ElevatorUp: A Card Game of Ups, Downs, and Stuck Lifts | Casual Game Revolution

ElevatorUp: A Card Game of Ups, Downs, and Stuck Lifts


ElevatorUp is a light, family-friendly card game about being the first to ditch all your cards. Designed by seventeen-year-old Harrison Brooks, it’s quick to learn and plays fast.

So ride an elevator from lobby to penthouse, and check out how it’s played.


The deck is shuffled and each player is dealt three cards face-down, two cards face-up, and finally each player is dealt a hand of three cards. The deck is then placed in the center of the table. Before the game starts, players can swap out one or both of their face-up cards with cards from their hands.

On your turn, you must attempt to play a card to the discard pile. You may play any card that has an equal or higher floor number on it than the card currently on top of the discard pile, or you may play a special card. If you have more than one card showing the same floor number, you may play them together (provided of course that it is a legal play). If all four of the same floor cards are ever in the discard pile consecutively, all the cards currently in the discard pile are removed from the game. If you do not have a legal card to play, you must pick up the discard pile and add it to your hand.

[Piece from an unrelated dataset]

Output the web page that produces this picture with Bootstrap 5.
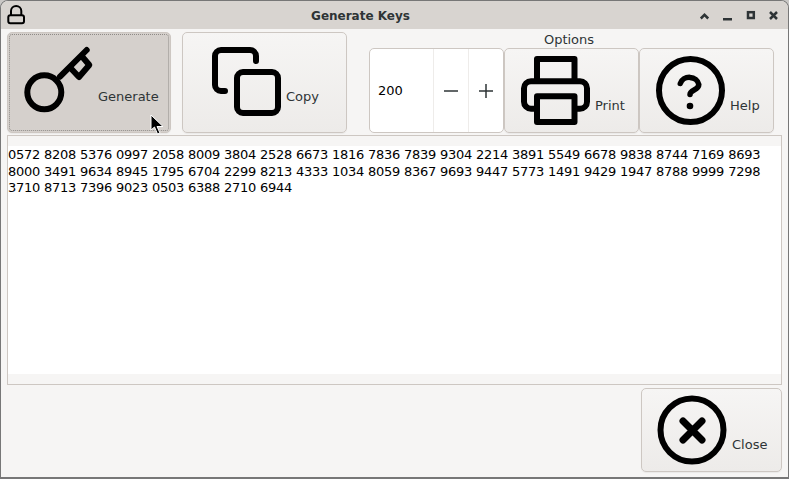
<!DOCTYPE html>
<html lang="en">
<head>
<meta charset="utf-8">
<title>Generate Keys</title>
<link href="https://cdn.jsdelivr.net/npm/bootstrap@5.3.0/dist/css/bootstrap.min.css" rel="stylesheet">
<style>
html,body{height:479px;overflow:hidden;background:#c9c7c5}
body{font-family:"DejaVu Sans",sans-serif;font-size:13px;color:#2e3436}
.win{width:789px;height:479px;background:#f6f5f4;border:1px solid #777;border-radius:8px 8px 0 0;border-bottom-width:2px;overflow:hidden}
.tbar{height:28px;background:#d8d4d0;padding:0 6px}
.tbar-title{font-weight:700;font-size:12px;color:#2e3436;left:0;right:0;text-align:center;padding-top:1px;padding-right:68px}
.tbar-ctl{margin-left:auto}
.tbar-ctl svg{display:block}
.tools{height:106px;padding:3px 7px 0 6px}
.kbtn{background:linear-gradient(#f6f5f4,#edebe9);border:1px solid #cdc7c2;border-radius:5px;padding:0;color:#2e3436;font-size:13px;display:flex;align-items:flex-end;box-shadow:0 1px 1px rgba(0,0,0,.05)}
.kbtn:hover,.kbtn:focus{background:linear-gradient(#f6f5f4,#edebe9);border-color:#cdc7c2;color:#2e3436}
.kbtn svg{display:block;flex:none;align-self:flex-start}
.b-gen{width:164px;height:101px;background:#d5d0cc;position:relative;outline:1px dotted #8f8b87;outline-offset:-3px}
.b-gen:hover{background:#d5d0cc}
.b-copy{width:165px;height:101px;margin-left:11px}
.opts{margin-left:22px;width:405px}
.opts-label{height:16px;line-height:16px;text-align:center;padding-right:5px;white-space:nowrap}
.spin{width:135px;height:85px;background:#fff;border:1px solid #cdc7c2;border-radius:5px}
.spin-val{width:63px;padding-left:8px;color:#000}
.spin-b{width:35px;border-left:1px solid #eeecea;color:#2e3436}
.b-print,.b-help{width:135px;height:85px}
.keys{margin:0 6px;height:250px;border:1px solid #cdc7c2;background:#f6f5f4;padding:10px 0}
.keys-in{background:#fff;height:100%;color:#000;line-height:16.5px;padding-top:1px;font-size:13px;white-space:pre;letter-spacing:-.27px;word-spacing:.14px}
.foot{padding:3px 6px 0 0}
.b-close{width:141px;height:84px}
.lab-top{padding-bottom:26px}
.lab-mid{padding-bottom:17px}
.lab-end{padding-bottom:17px}
.kbtn svg.cursor{position:absolute;left:142px;top:81px}
</style>
</head>
<body>
<div class="win d-flex flex-column">
  <div class="tbar d-flex align-items-center position-relative flex-none">
    <svg width="20" height="22" viewBox="0 0 20 22"><rect x="1.3" y="11.300" width="15.700" height="8" rx="2" fill="none" stroke="#000" stroke-width="2"/><path d="M4 11V7a5.150 5 0 0 1 10.300 0v4" fill="none" stroke="#000" stroke-width="2"/></svg>
    <div class="tbar-title position-absolute">Generate Keys</div>
    <div class="tbar-ctl d-flex align-items-center">
      <svg width="84" height="16" viewBox="0 0 84 16"><g fill="none" stroke="#2e3436" stroke-width="2.500"><path d="M2.800 11.500L6.500 7.800 10.200 11.500"/><path d="M25 12.200h9"/><rect x="50" y="5.200" width="5.800" height="5.800"/><path d="M72 5l7 7M79 5l-7 7"/></g></svg>
    </div>
  </div>
  <div class="tools d-flex align-items-start">
    <button type="button" class="btn kbtn b-gen">
      <svg width="90" height="99" viewBox="0 0 90 99"><g fill="none" stroke="#000" stroke-width="6" stroke-linecap="round" stroke-linejoin="round"><circle cx="36.300" cy="59.300" r="17"/><path d="M52 43.700L78.700 17"/><path d="M63.700 36.300L71 44 81.300 32 74.700 24.300"/></g></svg>
      <span class="lab-top">Generate</span>
      <svg class="cursor" width="15" height="21" viewBox="0 0 15 21"><path d="M1 1v15l3.500-3 3 7 2.500-1-3-6.500H13z" fill="#000" stroke="#fff" stroke-width="1"/></svg>
    </button>
    <button type="button" class="btn kbtn b-copy">
      <svg width="103" height="99" viewBox="0 0 103 99"><g fill="none" stroke="#000" stroke-width="6" stroke-linecap="round" stroke-linejoin="round"><path d="M73 28v-5a6 6 0 0 0-6-6H38a6 6 0 0 0-6 6v29a6 6 0 0 0 6 6h4"/><rect x="54" y="39" width="41" height="41" rx="6"/></g></svg>
      <span class="lab-top">Copy</span>
    </button>
    <div class="opts">
      <div class="opts-label">Options</div>
      <div class="d-flex">
        <div class="spin d-flex align-items-stretch">
          <div class="spin-val d-flex align-items-center">200</div>
          <div class="spin-b d-flex align-items-center justify-content-center"><svg width="16" height="16" viewBox="0 0 16 16"><path d="M1 8h14" stroke="#2e3436" stroke-width="1.500"/></svg></div>
          <div class="spin-b d-flex align-items-center justify-content-center"><svg width="16" height="16" viewBox="0 0 16 16"><path d="M1 8h14M8 1v14" stroke="#2e3436" stroke-width="1.500"/></svg></div>
        </div>
        <button type="button" class="btn kbtn b-print">
          <svg width="90" height="83" viewBox="0 0 90 83"><g fill="none" stroke="#000" stroke-width="6" stroke-linejoin="round"><path d="M32 32V10h37.500v22"/><path d="M32 59.700H26a7 7 0 0 1-7-7V39.300a7 7 0 0 1 7-7h49a7 7 0 0 1 7 7v13.400a7 7 0 0 1-7 7H69.500"/><rect x="32" y="47.300" width="37.500" height="25.700"/></g></svg>
          <span class="lab-mid">Print</span>
        </button>
        <button type="button" class="btn kbtn b-help">
          <svg width="90" height="83" viewBox="0 0 90 83"><circle cx="50.500" cy="41.500" r="31.500" fill="none" stroke="#000" stroke-width="6"/><path d="M40.300 34.500a9.500 8.500 0 0 1 18.500 1c0 6-8.800 5-8.800 10" fill="none" stroke="#000" stroke-width="5.500" stroke-linecap="round"/><circle cx="50" cy="57" r="3.300" fill="#000"/></svg>
          <span class="lab-mid">Help</span>
        </button>
      </div>
    </div>
  </div>
  <div class="keys">
    <div class="keys-in">0572 8208 5376 0997 2058 8009 3804 2528 6673 1816 7836 7839 9304 2214 3891 5549 6678 9838 8744 7169 8693
8000 3491 9634 8945 1795 6704 2299 8213 4333 1034 8059 8367 9693 9447 5773 1491 9429 1947 8788 9999 7298
3710 8713 7396 9023 0503 6388 2710 6944</div>
  </div>
  <div class="foot d-flex justify-content-end">
    <button type="button" class="btn kbtn b-close">
      <svg width="90" height="82" viewBox="0 0 90 82"><g fill="none" stroke="#000" stroke-width="6" stroke-linecap="round"><circle cx="50" cy="41" r="31.500"/><path d="M41 32l19 19M60 32L41 51" stroke-width="7"/></g></svg>
      <span class="lab-end">Close</span>
    </button>
  </div>
</div>
</body>
</html>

There are five types of special cards. One is the penthouse which is considered the highest floor and only other special cards may be played on it. The new building card removes the entire discard pile from the game. Stuck allows you to avoid having to play a floor card, and the next player must match or beat the previous number played. Lobby allows you to reset the floor numbers, allowing the next player to play any card on their turn. Finally, the door closed card can be played on any card, except other special cards, and skips the next player’s turn.

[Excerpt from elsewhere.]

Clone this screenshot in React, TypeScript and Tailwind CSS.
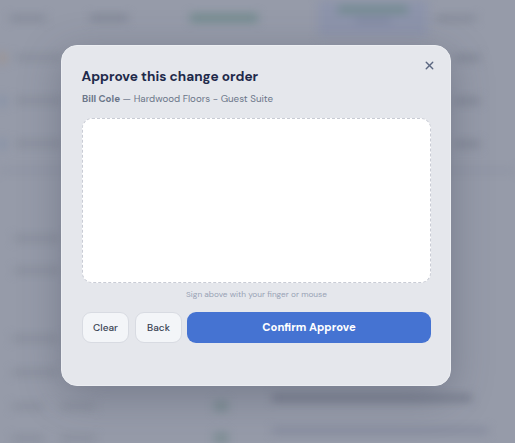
import { X } from 'lucide-react'

const font = "font-['DM_Sans','Inter','Liberation_Sans',sans-serif]"

function Bar({ className }: { className: string }) {
  return <div className={className} />
}

function BackdropPage() {
  return (
    <div className="flex h-full flex-col blur-[5px]">
      {/* top tabs */}
      <div className="flex h-[36px] shrink-0 items-center">
        <Bar className="ml-[10px] h-[5px] w-[36px] bg-[#7f8594]" />
        <Bar className="ml-[44px] h-[6px] w-[38px] bg-[#7f8594]" />
        <Bar className="ml-[62px] h-[8px] w-[68px] bg-[#6f8a8c]" />
        <div className="ml-[60px] flex h-full w-[110px] flex-col items-center bg-[#8d94ab] pt-[6px]">
          <Bar className="h-[7px] w-[70px] bg-[#6f8a8c]" />
          <Bar className="mt-[5px] h-[5px] w-[36px] bg-[#7f87a0]" />
        </div>
        <Bar className="ml-[8px] h-[5px] w-[40px] bg-[#7f8594]" />
      </div>

      {/* rows */}
      {['bg-[#a08f85]', 'bg-[#7d8ca6]', 'bg-[#7d8ca6]'].map((dot, i) => (
        <div key={i} className="flex h-[43px] shrink-0 items-center">
          <Bar className={`h-[10px] w-[5px] ${dot}`} />
          <Bar className="ml-[10px] h-[5px] w-[48px] bg-[#858b99]" />
          <div className="flex-1" />
          <Bar className="mr-[35px] h-[6px] w-[26px] bg-[#7f8594]" />
        </div>
      ))}
      <Bar className="mt-[4px] h-[3px] w-full shrink-0 bg-[#8a90a0]" />

      {/* lower lists */}
      <div className="mt-[64px] flex flex-col gap-[27px] pl-[14px]">
        <Bar className="h-[5px] w-[46px] bg-[#858b99]" />
        <Bar className="h-[5px] w-[46px] bg-[#858b99]" />
      </div>
      <div className="mt-[63px] flex flex-col gap-[29px] pl-[12px]">
        <Bar className="h-[5px] w-[46px] bg-[#858b99]" />
        <Bar className="h-[5px] w-[46px] bg-[#858b99]" />
      </div>
      <div className="mt-[26px] flex items-start">
        <div className="flex w-[272px] flex-col gap-[22px] pl-[12px]">
          <div className="flex items-center">
            <Bar className="h-[5px] w-[32px] bg-[#858b99]" />
            <Bar className="ml-[16px] h-[5px] w-[36px] bg-[#858b99]" />
            <Bar className="ml-[118px] h-[10px] w-[14px] bg-[#7a8c92]" />
          </div>
          <div className="flex items-center">
            <Bar className="h-[5px] w-[32px] bg-[#858b99]" />
            <Bar className="ml-[16px] h-[5px] w-[36px] bg-[#858b99]" />
            <Bar className="ml-[118px] h-[10px] w-[14px] bg-[#7a8c92]" />
          </div>
        </div>
        <div className="-mt-[6px] flex flex-col gap-[27px]">
          <Bar className="h-[6px] w-[200px] bg-[#717788]" />
          <Bar className="h-[5px] w-[216px] bg-[#80869a]" />
        </div>
      </div>
    </div>
  )
}

export default function App() {
  return (
    <div className={`relative h-[443px] w-[515px] overflow-hidden bg-[#969ba9] ${font}`}>
      <BackdropPage />

      {/* modal */}
      <div className="absolute inset-0 flex items-start justify-center pr-[3px] pt-[45px]">
        <div className="relative h-[341px] w-[390px] rounded-[16px] border border-[#eceef2] bg-[#e5e7ec] pl-[20px] pr-[19px] pt-[22px] shadow-[0_10px_40px_rgba(60,66,85,0.35)]">
          <button className="absolute right-[14px] top-[13px] text-[#5b6780]">
            <X size={13} strokeWidth={2.5} />
          </button>
          <h2 className="-ml-[0.5px] text-[13.6px] font-bold leading-[18px] text-[#1e2a4a]">Approve this change order</h2>
          <p className="mt-[6px] text-[9.75px] leading-[14px] text-[#6b7689]">
            <span className="font-bold">Bill Cole</span> — Hardwood Floors - Guest Suite
          </p>
          <div className="mt-[12px] h-[165px] rounded-[10px] border border-dashed border-[#c9ccd5] bg-white" />
          <p className="mt-[6px] text-center text-[8.25px] leading-[12px] text-[#98a2b5]">
            Sign above with your finger or mouse
          </p>
          <div className="mt-[11px] flex gap-[6px]">
            <button className="h-[31px] w-[47px] rounded-[9px] border border-[#d8dbe2] bg-[#f3f5f8] text-[10px] font-medium text-[#374151]">
              Clear
            </button>
            <button className="h-[31px] w-[47px] rounded-[9px] border border-[#d8dbe2] bg-[#f3f5f8] text-[10px] font-medium text-[#374151]">
              Back
            </button>
            <button className="-ml-[1px] h-[31px] flex-1 rounded-[9px] bg-[#4573d2] text-[11.2px] font-extrabold text-white">
              Confirm Approve
            </button>
          </div>
        </div>
      </div>
    </div>
  )
}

At the end of your turn, if you have less than three cards, you must draw up to a hand size of three. Once the deck runs out, and once a player no longer has any cards in his hand, he must play from the two cards face-up in front of him. If you cannot play a card and must pick up the discard pile, you must play through these cards before you can continue to play the cards in front of you.

Once you have played your two face-up cards, you must play your face-down ones — however, you may not look at them before selecting one to play. On your turn you will reveal one and if it’s legal to play it, you do so; otherwise you must pick up the discard pile into your hand.

The first player to get rid of all his cards wins the game.

ElevatorUp Components


ElevatorUp plays quite fast, it’s easy to teach, and children can play it on their own but will also be on equal footing when playing with adults. It feels like something you might have encountered as a kid yourself, while still feeling fresh.

It is intended to be a family-friendly game, and should be taken in that spirit. There’s just a little bit of take-that, and even some push your luck if you want to drive the floor numbers up higher and faster hoping to leave your opponents with no option but to take the discard pile before it comes back around to your turn.

We like that you can swap out your face-up cards at the beginning of the game, preparing yourself for the end game, while the unpredictable face-down cards lend themselves to some fun moments. There’ll be plenty of times when your face-down card is just what you needed or an opponent is forced into picking up the discard pile, and this keeps the game unpredictable up until the end.

The game is also smartly designed with a couple of ways to ensure the discard pile is removed occasionally from the game, so that while players will have setbacks, the game still continues at a nice brisk pace as the number of cards in play continues to deplete.

This is a game meant to appeal to kids, and as such, the artwork is actually a good fit. It’s bright and colorful, has some nice little details, and all the text is written quite clearly. The game box is also small and compact, making it portable and good for travel.

It’s always great to see the work of a new designer to the hobby, and it’s lovely to see such a young designer coming onto the scene. ElevatorUp is a very casual card game, and you should know that going in. This isn't a game designed for players with lots of gaming experience who are looking for a little more strategy. But it is a good fit for kids and a fun first game from its designer.

Pros: Portable, unique art style to appeal to a younger audience, game time fits well with mechanics

Cons: Amount of luck may fail to appeal to adult groups

Disclosure: we received a complimentary review copy of this game.